▶ _WHAT THE TASK ASKS_: Copy each line in the data that includes the word "React".

--- START ---

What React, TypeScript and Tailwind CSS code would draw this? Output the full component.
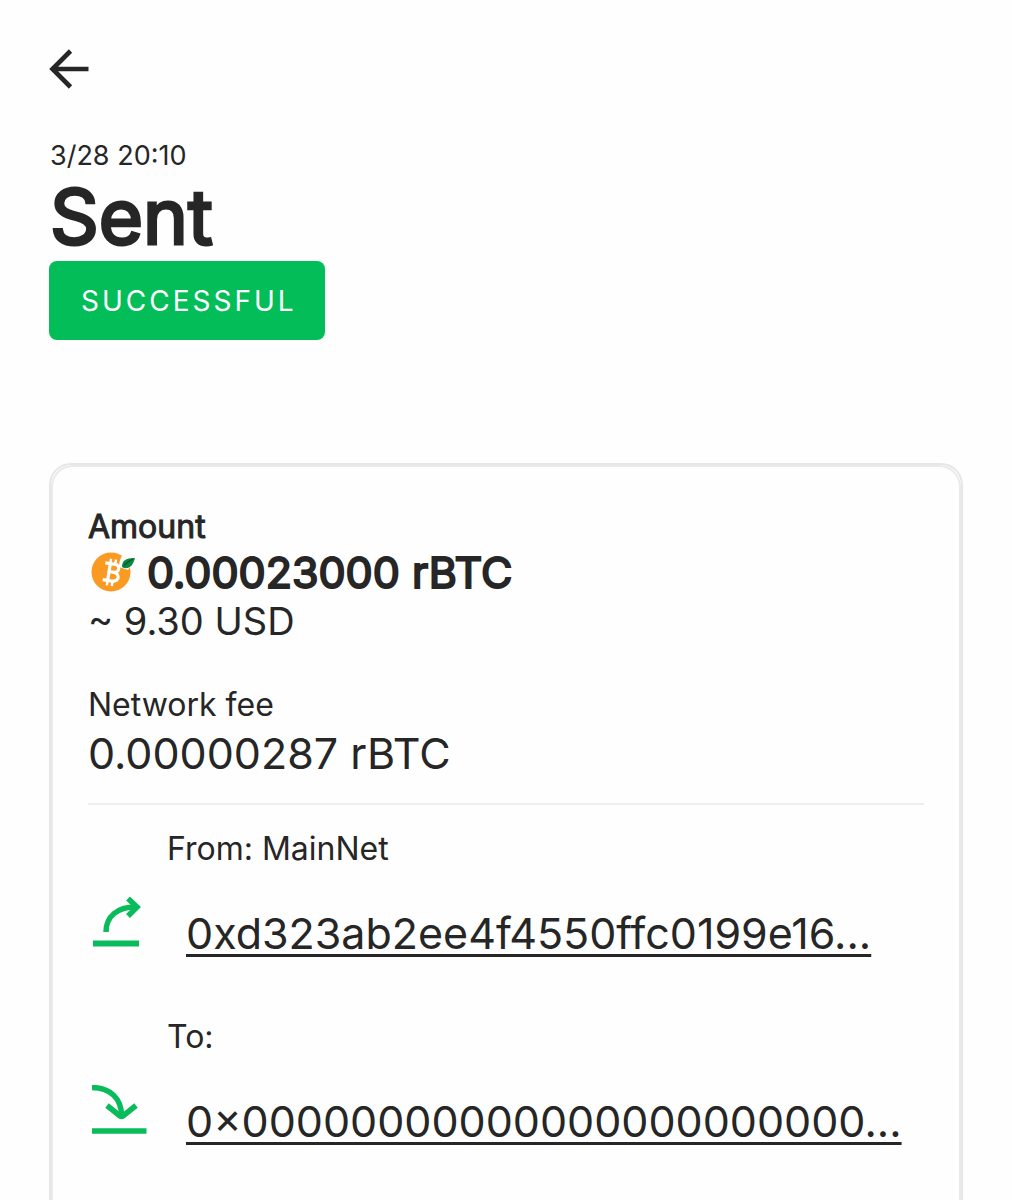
import React from "react";

interface AddressRowProps {
  label: string;
  address: string;
  icon: React.ReactNode;
}

const transaction = {
  date: "3/28 20:10",
  title: "Sent",
  status: "Successful",
  amount: "0.00023000 rBTC",
  amountUsd: "~ 9.30 USD",
  fee: "0.00000287 rBTC",
  from: "0xd323ab2ee4f4550ffc0199e16...",
  to: "0×00000000000000000000000...",
};

function BackIcon() {
  return (
    <svg width="40" height="40" viewBox="0 0 40 40" fill="none" stroke="currentColor" strokeWidth="4.6">
      <path d="M39.5 20H4M21.5 2L3.500 20l18 18" />
    </svg>
  );
}

function RbtcIcon() {
  return (
    <svg width="44" height="42" viewBox="0 0 44 42" className="shrink-0">
      <circle cx="20" cy="21" r="19.5" fill="#fb9a22" />
      <path d="M28 16C28 9 31 2 37 0l7 1v8l-7 10z" fill="#fefefe" />
      <path d="M31 16c0-6 3-9 13-9-2 7-5 11-11 10z" fill="#078a43" />
      <path d="M33 15c2-3 5-5 9-7" stroke="#0b5c33" strokeWidth="1.5" fill="none" />
      <g transform="rotate(9 21 21)" stroke="#fff" strokeWidth="3.2" fill="none">
        <path d="M13 13h10c5.5 0 5.5 8 0 8h-5M22 21c8 0 8 9 0 9h-9M18 13v17" />
        <path d="M18 8v5M23 8v5M18 30v5M23 30v5" strokeWidth="2.4" />
      </g>
    </svg>
  );
}

function SentIcon() {
  return (
    <svg width="56" height="52" viewBox="0 0 56 52" fill="none" stroke="#0abb5c" strokeWidth="5.5">
      <path d="M14 35C14 19 26 10 43 10" />
      <path d="M36 1.5L45 10l-9 9" />
      <path d="M1 46.5h46" strokeWidth="5.8" />
    </svg>
  );
}

function ReceivedIcon() {
  return (
    <svg width="56" height="52" viewBox="0 0 56 52" fill="none" stroke="#0abb5c" strokeWidth="5.5">
      <path d="M0 2.5c18 0 29.5 11 29.5 28" />
      <path d="M15 20.500l13 10.500q1.500 1 3 0l13-10.500" />
      <path d="M0 46h54.5" />
    </svg>
  );
}

function AddressRow({ label, address, icon }: AddressRowProps) {
  return (
    <div>
      <div className="pl-[79px] text-[32px] leading-10">{label}</div>
      <div className="mt-6 flex items-center gap-10">
        <div className="mb-5 w-[58px] shrink-0 pl-1">{icon}</div>
        <a
          href="#"
          className="min-w-0 whitespace-nowrap text-[43px] leading-[80px] underline decoration-[3px] underline-offset-[5px]"
        >
          {address}
        </a>
      </div>
    </div>
  );
}

export default function App() {
  return (
    <main className="h-screen overflow-hidden bg-[#fefefe] px-[49px] pt-[49px] font-['Inter',sans-serif] text-[#262626]">
      <button type="button" aria-label="Back" className="block">
        <BackIcon />
      </button>

      <header className="mt-[51px]">
        <p className="pl-px text-[27px] leading-8">{transaction.date}</p>
        <h1 className="pl-px text-[76px] leading-[89px] [-webkit-text-stroke:3px]">{transaction.title}</h1>
        <span className="inline-block rounded-lg bg-[#03bd58] pt-[21px] pr-7 pb-[19px] pl-8 text-[28px] leading-[39px] tracking-[3px] text-white uppercase">
          {transaction.status}
        </span>
      </header>

      <div className="mt-[123px] rounded-[22px] border-2 border-[#e7e7e7]">
        <section className="rounded-[22px] border-2 border-[#eaeaea] px-[35px] pt-10 pb-20">
          <h2 className="text-[32px] leading-10 [-webkit-text-stroke:1px]">Amount</h2>
          <div className="flex items-center gap-3 pl-[3px]">
            <RbtcIcon />
            <span className="text-[43px] leading-[50px] [-webkit-text-stroke:2px]">{transaction.amount}</span>
          </div>
          <p className="text-[38px] leading-[48px]">{transaction.amountUsd}</p>

          <h2 className="mt-10 text-[32px] leading-10">Network fee</h2>
          <p className="text-[43px] leading-[56px]">{transaction.fee}</p>

          <hr className="mt-[22px] mb-6 border-t-2 border-[#eeeeee]" />

          <AddressRow label="From: MainNet" address={transaction.from} icon={<SentIcon />} />
          <div className="mt-11">
            <AddressRow label="To:" address={transaction.to} icon={<ReceivedIcon />} />
          </div>
        </section>
      </div>
    </main>
  );
}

--- END ---

▶ _THE RESULT_:
What React, TypeScript and Tailwind CSS code would draw this? Output the full component.
import React from "react";
  icon: React.ReactNode;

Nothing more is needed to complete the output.